-- START OF Dataset extract --

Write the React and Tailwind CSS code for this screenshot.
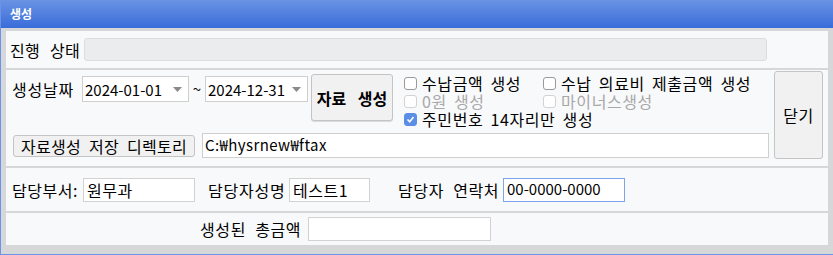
import React from 'react'

const font = { fontFamily: "'Noto Sans CJK KR', 'Liberation Sans', sans-serif" }

function Check({ checked, disabled, label }) {
  return (
    <div className="flex items-center h-[18px] whitespace-nowrap">
      <span
        className={
          'shrink-0 w-[13px] h-[13px] rounded-[3px] border flex items-center justify-center ' +
          (checked
            ? 'bg-[#5b8fe6] border-[#5b8fe6]'
            : disabled
            ? 'bg-white border-[#d2d2d2]'
            : 'bg-white border-[#9a9a9a]')
        }
      >
        {checked && (
          <svg width="9" height="9" viewBox="0 0 9 9">
            <path d="M1.5 4.5 L3.7 6.7 L7.5 2" fill="none" stroke="white" strokeWidth="1.6" />
          </svg>
        )}
      </span>
      <span className={'ml-[5px] text-[16px] leading-none tracking-[0.6px] [word-spacing:3px] ' + (disabled ? 'text-[#a8a8a8]' : 'text-black')}>
        {label}
      </span>
    </div>
  )
}

function DateCombo({ value, width }) {
  return (
    <div className={'h-[26px] bg-white border border-[#cfcfcf] flex items-center pl-[2px] pr-[6px] ' + width}>
      <span className="flex-1 text-[15px] leading-none">{value}</span>
      <svg width="9" height="5" viewBox="0 0 9 5">
        <path d="M0 0 H9 L4.5 5 Z" fill="#8a8a8a" />
      </svg>
    </div>
  )
}

export default function App() {
  return (
    <div style={font} className="w-[833px] h-[255px] bg-[#d6d7d9] border-l border-b border-[#6d93e8] flex flex-col text-black overflow-hidden">
      <div className="h-[28px] shrink-0 bg-gradient-to-b from-[#6a93e4] to-[#3a6cda] flex items-center pl-[9px]">
        <span className="text-white text-[12px] font-bold leading-none">생성</span>
      </div>
      <div className="flex-1 flex flex-col pl-[5px] pr-[5px] pt-[3px] gap-[2px]">
        {/* 진행 상태 */}
        <div className="h-[37px] bg-[#f8f9fb] flex items-center pl-[4px] pr-[61px]">
          <span className="text-[16px] w-[74px] tracking-[0.3px] [word-spacing:6px] whitespace-nowrap">진행 상태</span>
          <div className="flex-1 h-[23px] bg-[#ebecee] border border-[#dcdddf] rounded-[3px]" />
        </div>

        {/* 생성 옵션 */}
        <div className="h-[96px] bg-[#f8f9fb] flex pl-[6px] pr-[5px]">
          <div className="flex-1 flex flex-col">
            <div className="flex h-[63px] pt-[4px]">
              <div className="flex items-start pt-[2px]">
                <span className="text-[16px] leading-[26px] w-[70px] tracking-[0.8px] whitespace-nowrap">생성날짜</span>
                <DateCombo value="2024-01-01" width="w-[107px]" />
                <span className="text-[15px] leading-[26px] w-[16px] text-center">~</span>
                <DateCombo value="2024-12-31" width="w-[103px]" />
              </div>
              <button className="ml-[3px] w-[82px] h-[47px] bg-[#f1f1f2] border border-[#c4c4c4] rounded-[3px] text-[16px] font-bold [word-spacing:8px] shadow-[0_1px_0_#dcdcdc] whitespace-nowrap">
                자료 생성
              </button>
              <div className="ml-[11px] flex">
                <div className="flex flex-col w-[139px]">
                  <Check label="수납금액 생성" />
                  <Check label="0원 생성" disabled />
                  <Check label="주민번호 14자리만 생성" checked />
                </div>
                <div className="flex flex-col">
                  <Check label="수납 의료비 제출금액 생성" />
                  <Check label="마이너스생성" disabled />
                </div>
              </div>
            </div>
            <div className="flex items-center gap-[7px] pl-[1px] pr-[5px]">
              <button className="w-[182px] h-[22px] bg-[#f1f1f2] border border-[#c4c4c4] rounded-[3px] text-[16px] leading-none tracking-[0.3px] [word-spacing:4px] whitespace-nowrap">
                자료생성 저장 디렉토리
              </button>
              <div className="flex-1 h-[25px] bg-white border border-[#cfcfcf] flex items-center pl-[2px] text-[15px] tracking-[0.4px]">
                C:₩hysrnew₩ftax
              </div>
            </div>
          </div>
          <button className="mt-[1px] w-[49px] h-[88px] bg-[#f1f1f2] border border-[#c4c4c4] rounded-[3px] text-[16px] tracking-[0.5px]">
            닫기
          </button>
        </div>

        {/* 담당자 */}
        <div className="h-[43px] bg-[#f8f9fb] flex items-center pl-[6px] text-[16px] whitespace-nowrap">
          <span className="w-[71px] tracking-[0.5px]">담당부서:</span>
          <div className="w-[112px] h-[24px] bg-white border border-[#d2d2d2] flex items-center pl-[3px] tracking-[0.5px]">원무과</div>
          <span className="ml-[13px] w-[81px] tracking-[0.8px]">담당자성명</span>
          <div className="w-[81px] h-[24px] bg-white border border-[#d2d2d2] flex items-center pl-[3px] tracking-[0.5px]">테스트1</div>
          <span className="ml-[28px] w-[105px] tracking-[0.6px] [word-spacing:5px]">담당자 연락처</span>
          <div className="w-[122px] h-[24px] bg-white border border-[#7ea5ea] flex items-center pl-[3px] text-[15px]">00-0000-0000</div>
        </div>

        {/* 총금액 */}
        <div className="h-[32px] bg-[#f8f9fb] flex items-center pl-[194px] text-[16px] whitespace-nowrap">
          <span className="w-[108px] tracking-[0.6px] [word-spacing:5px]">생성된 총금액</span>
          <div className="w-[183px] h-[24px] bg-white border border-[#d2d2d2]" />
        </div>
      </div>
    </div>
  )
}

-- END OF Dataset extract --

**Given request**
Exactly as written, please give again the lines from the beginning of the listing through the line containing "CJK KR', 'Liberation", inclusive, without any pictures.

**Response for this exercise**
Write the React and Tailwind CSS code for this screenshot.
import React from 'react'

const font = { fontFamily: "'Noto Sans CJK KR', 'Liberation Sans', sans-serif" }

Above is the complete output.